--- START Dataset section ---
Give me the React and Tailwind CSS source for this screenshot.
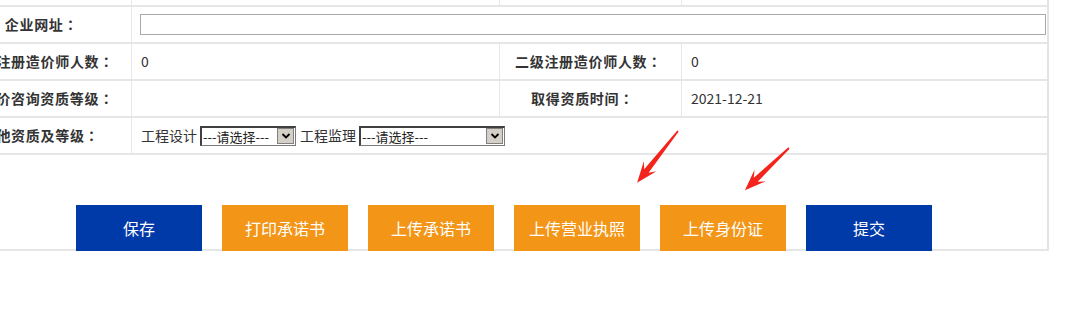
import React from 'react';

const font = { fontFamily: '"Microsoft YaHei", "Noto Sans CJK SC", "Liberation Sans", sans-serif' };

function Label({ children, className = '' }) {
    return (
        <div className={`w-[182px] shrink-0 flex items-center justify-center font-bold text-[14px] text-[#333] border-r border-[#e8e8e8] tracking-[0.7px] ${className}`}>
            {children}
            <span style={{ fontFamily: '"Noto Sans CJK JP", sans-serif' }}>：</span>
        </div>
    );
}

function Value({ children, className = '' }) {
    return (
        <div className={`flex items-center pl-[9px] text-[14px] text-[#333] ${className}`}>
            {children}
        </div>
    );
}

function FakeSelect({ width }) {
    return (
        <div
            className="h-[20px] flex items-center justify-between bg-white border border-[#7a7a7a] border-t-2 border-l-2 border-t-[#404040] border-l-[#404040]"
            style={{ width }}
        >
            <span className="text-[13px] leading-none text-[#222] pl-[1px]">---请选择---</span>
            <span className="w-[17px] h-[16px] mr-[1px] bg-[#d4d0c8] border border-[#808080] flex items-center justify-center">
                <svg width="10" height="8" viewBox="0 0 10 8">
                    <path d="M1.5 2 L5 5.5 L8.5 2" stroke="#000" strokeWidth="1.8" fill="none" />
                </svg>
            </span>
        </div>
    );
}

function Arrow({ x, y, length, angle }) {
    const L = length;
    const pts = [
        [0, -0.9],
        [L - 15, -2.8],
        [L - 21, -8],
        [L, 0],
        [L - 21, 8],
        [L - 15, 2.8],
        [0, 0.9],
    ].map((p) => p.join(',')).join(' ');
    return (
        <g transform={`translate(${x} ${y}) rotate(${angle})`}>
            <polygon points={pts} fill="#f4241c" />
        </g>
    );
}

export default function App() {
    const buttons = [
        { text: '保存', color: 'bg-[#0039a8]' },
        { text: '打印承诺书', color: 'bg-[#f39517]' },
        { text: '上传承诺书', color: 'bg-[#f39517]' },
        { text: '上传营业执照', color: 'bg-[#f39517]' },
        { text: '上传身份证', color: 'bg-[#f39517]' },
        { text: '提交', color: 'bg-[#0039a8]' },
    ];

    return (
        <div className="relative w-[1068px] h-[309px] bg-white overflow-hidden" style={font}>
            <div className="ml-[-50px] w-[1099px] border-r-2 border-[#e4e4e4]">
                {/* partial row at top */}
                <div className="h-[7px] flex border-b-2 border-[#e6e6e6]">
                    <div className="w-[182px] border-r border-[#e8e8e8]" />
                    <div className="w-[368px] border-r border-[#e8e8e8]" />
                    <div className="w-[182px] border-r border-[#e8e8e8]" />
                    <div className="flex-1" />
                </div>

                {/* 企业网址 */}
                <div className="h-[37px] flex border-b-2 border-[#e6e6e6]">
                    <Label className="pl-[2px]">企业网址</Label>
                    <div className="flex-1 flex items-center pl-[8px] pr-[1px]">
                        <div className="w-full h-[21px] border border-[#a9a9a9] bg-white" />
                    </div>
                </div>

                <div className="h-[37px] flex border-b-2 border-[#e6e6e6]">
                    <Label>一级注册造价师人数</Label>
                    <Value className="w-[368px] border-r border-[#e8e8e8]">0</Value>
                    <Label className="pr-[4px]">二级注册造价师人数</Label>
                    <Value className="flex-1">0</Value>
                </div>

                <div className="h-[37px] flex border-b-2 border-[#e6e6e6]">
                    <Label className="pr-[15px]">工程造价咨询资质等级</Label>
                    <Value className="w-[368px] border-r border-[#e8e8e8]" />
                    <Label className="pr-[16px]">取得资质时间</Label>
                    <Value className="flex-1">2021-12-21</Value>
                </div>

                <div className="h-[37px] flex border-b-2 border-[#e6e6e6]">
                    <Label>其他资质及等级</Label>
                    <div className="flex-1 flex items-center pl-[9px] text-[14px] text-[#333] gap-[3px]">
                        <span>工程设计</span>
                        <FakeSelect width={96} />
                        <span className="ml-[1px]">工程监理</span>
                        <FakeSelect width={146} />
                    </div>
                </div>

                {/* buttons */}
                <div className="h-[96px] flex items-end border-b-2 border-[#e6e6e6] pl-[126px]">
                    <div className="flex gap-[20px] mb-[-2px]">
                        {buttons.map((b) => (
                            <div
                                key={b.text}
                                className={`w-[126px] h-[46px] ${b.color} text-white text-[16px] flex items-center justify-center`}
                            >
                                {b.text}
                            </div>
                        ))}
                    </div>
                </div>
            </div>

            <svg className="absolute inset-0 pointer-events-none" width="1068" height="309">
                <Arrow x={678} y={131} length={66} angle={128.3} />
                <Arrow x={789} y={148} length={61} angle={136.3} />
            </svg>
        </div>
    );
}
--- END Dataset section ---
◆ What is required ◆
Extract every line of the data exactly; pictures stay out.

◆ Task solution ◆
Give me the React and Tailwind CSS source for this screenshot.
import React from 'react';

const font = { fontFamily: '"Microsoft YaHei", "Noto Sans CJK SC", "Liberation Sans", sans-serif' };

function Label({ children, className = '' }) {
    return (
        <div className={`w-[182px] shrink-0 flex items-center justify-center font-bold text-[14px] text-[#333] border-r border-[#e8e8e8] tracking-[0.7px] ${className}`}>
            {children}
            <span style={{ fontFamily: '"Noto Sans CJK JP", sans-serif' }}>：</span>
        </div>
    );
}

function Value({ children, className = '' }) {
    return (
        <div className={`flex items-center pl-[9px] text-[14px] text-[#333] ${className}`}>
            {children}
        </div>
    );
}

function FakeSelect({ width }) {
    return (
        <div
            className="h-[20px] flex items-center justify-between bg-white border border-[#7a7a7a] border-t-2 border-l-2 border-t-[#404040] border-l-[#404040]"
            style={{ width }}
        >
            <span className="text-[13px] leading-none text-[#222] pl-[1px]">---请选择---</span>
            <span className="w-[17px] h-[16px] mr-[1px] bg-[#d4d0c8] border border-[#808080] flex items-center justify-center">
                <svg width="10" height="8" viewBox="0 0 10 8">
                    <path d="M1.5 2 L5 5.5 L8.5 2" stroke="#000" strokeWidth="1.8" fill="none" />
                </svg>
            </span>
        </div>
    );
}

function Arrow({ x, y, length, angle }) {
    const L = length;
    const pts = [
        [0, -0.9],
        [L - 15, -2.8],
        [L - 21, -8],
        [L, 0],
        [L - 21, 8],
        [L - 15, 2.8],
        [0, 0.9],
    ].map((p) => p.join(',')).join(' ');
    return (
        <g transform={`translate(${x} ${y}) rotate(${angle})`}>
            <polygon points={pts} fill="#f4241c" />
        </g>
    );
}

export default function App() {
    const buttons = [
        { text: '保存', color: 'bg-[#0039a8]' },
        { text: '打印承诺书', color: 'bg-[#f39517]' },
        { text: '上传承诺书', color: 'bg-[#f39517]' },
        { text: '上传营业执照', color: 'bg-[#f39517]' },
        { text: '上传身份证', color: 'bg-[#f39517]' },
        { text: '提交', color: 'bg-[#0039a8]' },
    ];

    return (
        <div className="relative w-[1068px] h-[309px] bg-white overflow-hidden" style={font}>
            <div className="ml-[-50px] w-[1099px] border-r-2 border-[#e4e4e4]">
                {/* partial row at top */}
                <div className="h-[7px] flex border-b-2 border-[#e6e6e6]">
                    <div className="w-[182px] border-r border-[#e8e8e8]" />
                    <div className="w-[368px] border-r border-[#e8e8e8]" />
                    <div className="w-[182px] border-r border-[#e8e8e8]" />
                    <div className="flex-1" />
                </div>

                {/* 企业网址 */}
                <div className="h-[37px] flex border-b-2 border-[#e6e6e6]">
                    <Label className="pl-[2px]">企业网址</Label>
                    <div className="flex-1 flex items-center pl-[8px] pr-[1px]">
                        <div className="w-full h-[21px] border border-[#a9a9a9] bg-white" />
                    </div>
                </div>

                <div className="h-[37px] flex border-b-2 border-[#e6e6e6]">
                    <Label>一级注册造价师人数</Label>
                    <Value className="w-[368px] border-r border-[#e8e8e8]">0</Value>
                    <Label className="pr-[4px]">二级注册造价师人数</Label>
                    <Value className="flex-1">0</Value>
                </div>

                <div className="h-[37px] flex border-b-2 border-[#e6e6e6]">
                    <Label className="pr-[15px]">工程造价咨询资质等级</Label>
                    <Value className="w-[368px] border-r border-[#e8e8e8]" />
                    <Label className="pr-[16px]">取得资质时间</Label>
                    <Value className="flex-1">2021-12-21</Value>
                </div>

                <div className="h-[37px] flex border-b-2 border-[#e6e6e6]">
                    <Label>其他资质及等级</Label>
                    <div className="flex-1 flex items-center pl-[9px] text-[14px] text-[#333] gap-[3px]">
                        <span>工程设计</span>
                        <FakeSelect width={96} />
                        <span className="ml-[1px]">工程监理</span>
                        <FakeSelect width={146} />
                    </div>
                </div>

                {/* buttons */}
                <div className="h-[96px] flex items-end border-b-2 border-[#e6e6e6] pl-[126px]">
                    <div className="flex gap-[20px] mb-[-2px]">
                        {buttons.map((b) => (
                            <div
                                key={b.text}
                                className={`w-[126px] h-[46px] ${b.color} text-white text-[16px] flex items-center justify-center`}
                            >
                                {b.text}
                            </div>
                        ))}
                    </div>
                </div>
            </div>

            <svg className="absolute inset-0 pointer-events-none" width="1068" height="309">
                <Arrow x={678} y={131} length={66} angle={128.3} />
                <Arrow x={789} y={148} length={61} angle={136.3} />
            </svg>
        </div>
    );
}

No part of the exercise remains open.